Clemens von Wedemeyer
Silberhöhe

Clemens Von Wedemeyer’s Silberhöhe, directed at Halle, located in the former GDR (German Democratic Republic), is the name of a neighborhood on the outskirts of the city, which was built in the 70’s and could accommodate more 40,000 people. The opening of the film presents us with a dramatic process that transforms the documentary image. The lack of human presence creates a strange atmosphere in the film. A street lit by street lights pays homage to the film “The Eclipse” by Antonioni, of which we can also see the end of television in an empty apartment. Time is also treated by Von Wedermeyer as a transition from night to day, from darkness to light. In the second part of the film the abandoned buildings are seen more clearly, more or less demolished. Buildings being demolished not only speak of a crisis, but they also reflect a process of change during a modernist utopias’ dissipation. There has been consideration of the failure of older systems, and changes of political regimes.
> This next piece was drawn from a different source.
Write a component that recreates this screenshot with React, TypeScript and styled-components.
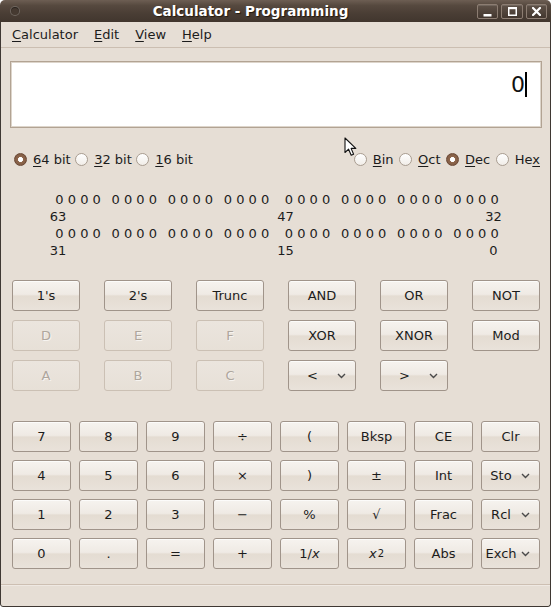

Clemens Von Wedemeyer is certainly one of the artists of his generation that make intelligible our relationship to reality through the use of different transmissions of images, whether through film or video. The artist employs the documentary genre as a method in his analysis of reality. However, his use of fiction gives us the opportunity to examine different images. Referencing the work of Antonioni with "Silberhöhe", he puts us in a genealogy of directors who have also questioned the complex relationship between fiction and reality. If the video "Silberhöhe" gives us clues to understanding some aspects of reality, the poetic dimension of the artifices of fiction offer more complex visions of the world.
Clemens Von Wedemeyer was born in 1974 in Göttingen, Germany. He lives and works in Berlin.